**AIM OF THE TASK:** Copy each line below in which the word "styles" occurs.

**RECORDED DATA:**
## BEGIN

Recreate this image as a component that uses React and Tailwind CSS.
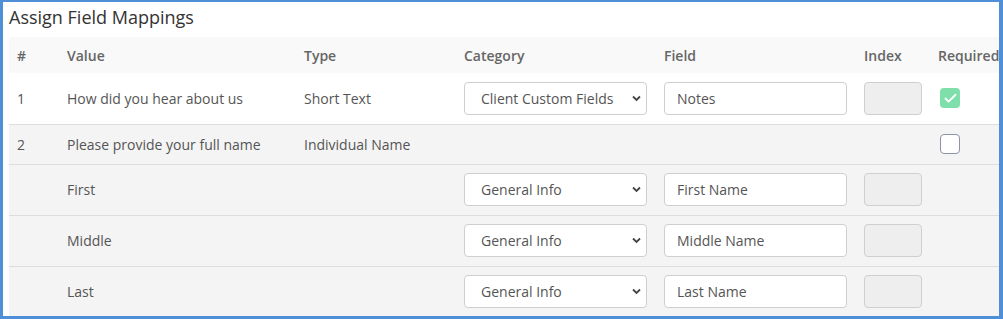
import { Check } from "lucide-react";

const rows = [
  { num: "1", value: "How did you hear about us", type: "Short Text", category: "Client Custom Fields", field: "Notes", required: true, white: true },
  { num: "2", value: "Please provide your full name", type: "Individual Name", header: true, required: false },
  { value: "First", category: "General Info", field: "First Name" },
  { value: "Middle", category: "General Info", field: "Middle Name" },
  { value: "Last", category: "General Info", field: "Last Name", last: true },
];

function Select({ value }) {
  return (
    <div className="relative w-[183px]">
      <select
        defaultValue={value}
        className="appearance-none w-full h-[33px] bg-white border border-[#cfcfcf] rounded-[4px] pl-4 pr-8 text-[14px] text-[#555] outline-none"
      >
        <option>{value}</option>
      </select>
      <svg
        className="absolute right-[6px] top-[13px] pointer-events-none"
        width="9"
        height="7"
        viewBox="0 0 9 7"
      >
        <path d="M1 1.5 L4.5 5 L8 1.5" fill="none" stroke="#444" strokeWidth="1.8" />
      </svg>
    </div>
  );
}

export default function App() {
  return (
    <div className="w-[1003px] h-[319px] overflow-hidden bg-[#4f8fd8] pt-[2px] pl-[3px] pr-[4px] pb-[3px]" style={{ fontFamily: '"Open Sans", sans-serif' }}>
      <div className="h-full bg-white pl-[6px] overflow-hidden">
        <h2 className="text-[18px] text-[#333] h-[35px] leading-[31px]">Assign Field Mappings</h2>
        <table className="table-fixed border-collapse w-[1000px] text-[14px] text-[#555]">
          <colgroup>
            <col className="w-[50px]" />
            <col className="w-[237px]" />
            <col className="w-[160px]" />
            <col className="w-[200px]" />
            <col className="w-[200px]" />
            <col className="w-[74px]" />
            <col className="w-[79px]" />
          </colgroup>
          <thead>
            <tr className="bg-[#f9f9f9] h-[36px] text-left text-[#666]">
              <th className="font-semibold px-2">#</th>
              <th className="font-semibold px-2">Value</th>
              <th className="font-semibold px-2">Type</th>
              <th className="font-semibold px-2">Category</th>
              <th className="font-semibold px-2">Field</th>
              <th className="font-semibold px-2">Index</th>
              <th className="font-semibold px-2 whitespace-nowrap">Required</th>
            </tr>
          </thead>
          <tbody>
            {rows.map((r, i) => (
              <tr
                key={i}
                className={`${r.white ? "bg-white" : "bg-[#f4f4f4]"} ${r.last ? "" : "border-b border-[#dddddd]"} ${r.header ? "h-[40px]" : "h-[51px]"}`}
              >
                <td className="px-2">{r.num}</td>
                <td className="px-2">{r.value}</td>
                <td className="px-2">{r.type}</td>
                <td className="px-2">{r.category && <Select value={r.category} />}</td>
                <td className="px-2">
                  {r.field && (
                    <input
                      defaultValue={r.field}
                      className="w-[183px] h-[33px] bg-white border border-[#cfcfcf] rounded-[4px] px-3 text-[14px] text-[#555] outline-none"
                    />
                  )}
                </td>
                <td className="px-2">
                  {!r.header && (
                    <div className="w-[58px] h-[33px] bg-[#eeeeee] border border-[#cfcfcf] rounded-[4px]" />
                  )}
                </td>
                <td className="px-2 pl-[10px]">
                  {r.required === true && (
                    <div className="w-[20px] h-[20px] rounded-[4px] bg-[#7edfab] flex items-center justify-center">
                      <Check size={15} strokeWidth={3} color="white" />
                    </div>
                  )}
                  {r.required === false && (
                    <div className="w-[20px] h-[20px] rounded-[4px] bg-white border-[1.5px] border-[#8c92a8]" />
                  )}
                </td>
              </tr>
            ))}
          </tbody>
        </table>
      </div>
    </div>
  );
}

## END
## BEGIN

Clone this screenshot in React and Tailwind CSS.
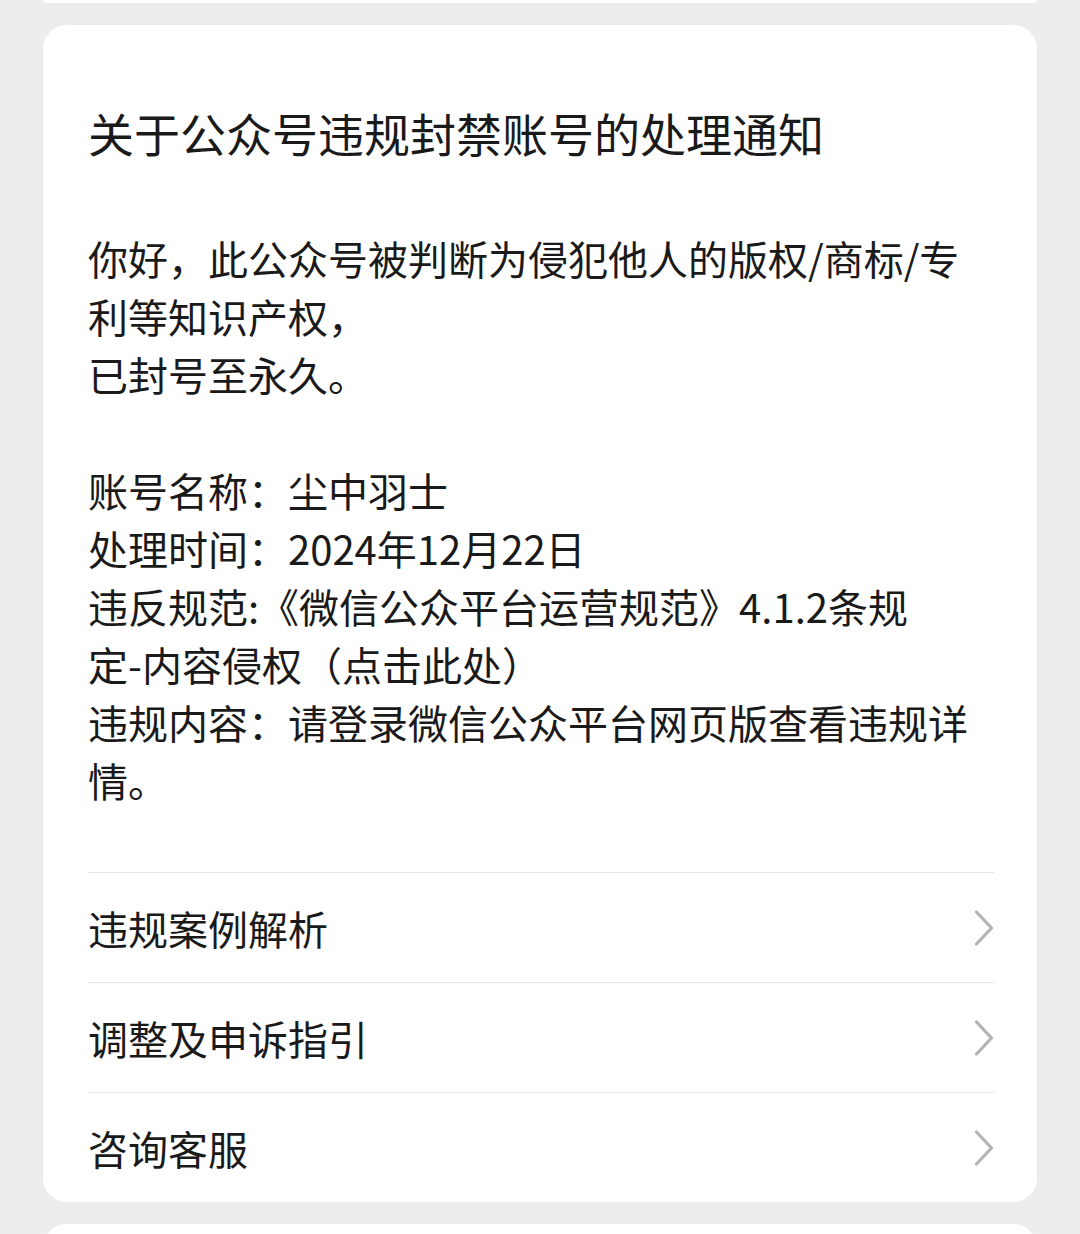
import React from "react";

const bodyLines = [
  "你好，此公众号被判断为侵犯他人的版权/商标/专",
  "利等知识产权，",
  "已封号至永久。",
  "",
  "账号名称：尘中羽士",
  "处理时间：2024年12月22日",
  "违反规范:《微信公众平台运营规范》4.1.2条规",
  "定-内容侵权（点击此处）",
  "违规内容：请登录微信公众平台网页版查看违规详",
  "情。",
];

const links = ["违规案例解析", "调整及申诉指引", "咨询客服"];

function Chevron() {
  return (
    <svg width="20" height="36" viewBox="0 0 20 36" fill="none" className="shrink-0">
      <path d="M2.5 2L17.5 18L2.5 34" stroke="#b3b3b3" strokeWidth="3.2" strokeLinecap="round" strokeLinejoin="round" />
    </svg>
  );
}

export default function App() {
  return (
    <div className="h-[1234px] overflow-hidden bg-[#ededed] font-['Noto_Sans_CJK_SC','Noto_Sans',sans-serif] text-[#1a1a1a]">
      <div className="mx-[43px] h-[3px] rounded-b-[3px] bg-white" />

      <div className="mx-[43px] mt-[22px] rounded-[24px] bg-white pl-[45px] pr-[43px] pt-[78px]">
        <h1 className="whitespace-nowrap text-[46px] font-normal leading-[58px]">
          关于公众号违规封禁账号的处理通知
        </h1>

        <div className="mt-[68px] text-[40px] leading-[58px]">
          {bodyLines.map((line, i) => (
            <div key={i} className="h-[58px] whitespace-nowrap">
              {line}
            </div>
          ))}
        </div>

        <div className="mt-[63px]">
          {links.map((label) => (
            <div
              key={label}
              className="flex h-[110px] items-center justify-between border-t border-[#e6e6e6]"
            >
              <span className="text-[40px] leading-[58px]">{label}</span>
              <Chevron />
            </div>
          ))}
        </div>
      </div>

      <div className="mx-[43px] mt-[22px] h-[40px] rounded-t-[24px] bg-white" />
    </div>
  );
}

## END
## BEGIN

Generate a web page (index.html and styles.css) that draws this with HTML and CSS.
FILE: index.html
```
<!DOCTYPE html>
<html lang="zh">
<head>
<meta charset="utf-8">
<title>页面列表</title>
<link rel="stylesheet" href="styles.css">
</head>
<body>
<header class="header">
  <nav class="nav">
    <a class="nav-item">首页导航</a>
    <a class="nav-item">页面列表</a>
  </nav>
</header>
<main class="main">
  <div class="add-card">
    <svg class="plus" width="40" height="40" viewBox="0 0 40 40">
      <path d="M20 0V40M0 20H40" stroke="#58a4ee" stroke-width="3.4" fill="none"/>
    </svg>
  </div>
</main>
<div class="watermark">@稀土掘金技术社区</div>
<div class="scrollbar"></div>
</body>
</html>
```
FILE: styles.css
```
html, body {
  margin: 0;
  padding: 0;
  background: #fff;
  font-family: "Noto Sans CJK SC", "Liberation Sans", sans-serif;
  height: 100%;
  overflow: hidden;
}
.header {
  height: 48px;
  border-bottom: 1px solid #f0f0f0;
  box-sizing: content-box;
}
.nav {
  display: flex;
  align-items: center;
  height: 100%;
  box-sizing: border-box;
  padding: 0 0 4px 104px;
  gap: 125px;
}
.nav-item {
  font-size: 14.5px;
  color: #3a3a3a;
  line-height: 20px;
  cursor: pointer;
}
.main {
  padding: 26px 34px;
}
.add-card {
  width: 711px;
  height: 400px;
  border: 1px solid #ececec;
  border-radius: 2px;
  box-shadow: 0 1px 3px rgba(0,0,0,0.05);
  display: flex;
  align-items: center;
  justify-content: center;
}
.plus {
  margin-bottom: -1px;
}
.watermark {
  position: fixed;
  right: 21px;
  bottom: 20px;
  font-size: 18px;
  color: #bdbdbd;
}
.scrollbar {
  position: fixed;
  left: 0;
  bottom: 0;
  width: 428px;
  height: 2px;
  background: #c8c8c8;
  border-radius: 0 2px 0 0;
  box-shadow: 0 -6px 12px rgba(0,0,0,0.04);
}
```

## END

**RIGHT ANSWER:**
Generate a web page (index.html and styles.css) that draws this with HTML and CSS.
<link rel="stylesheet" href="styles.css">
FILE: styles.css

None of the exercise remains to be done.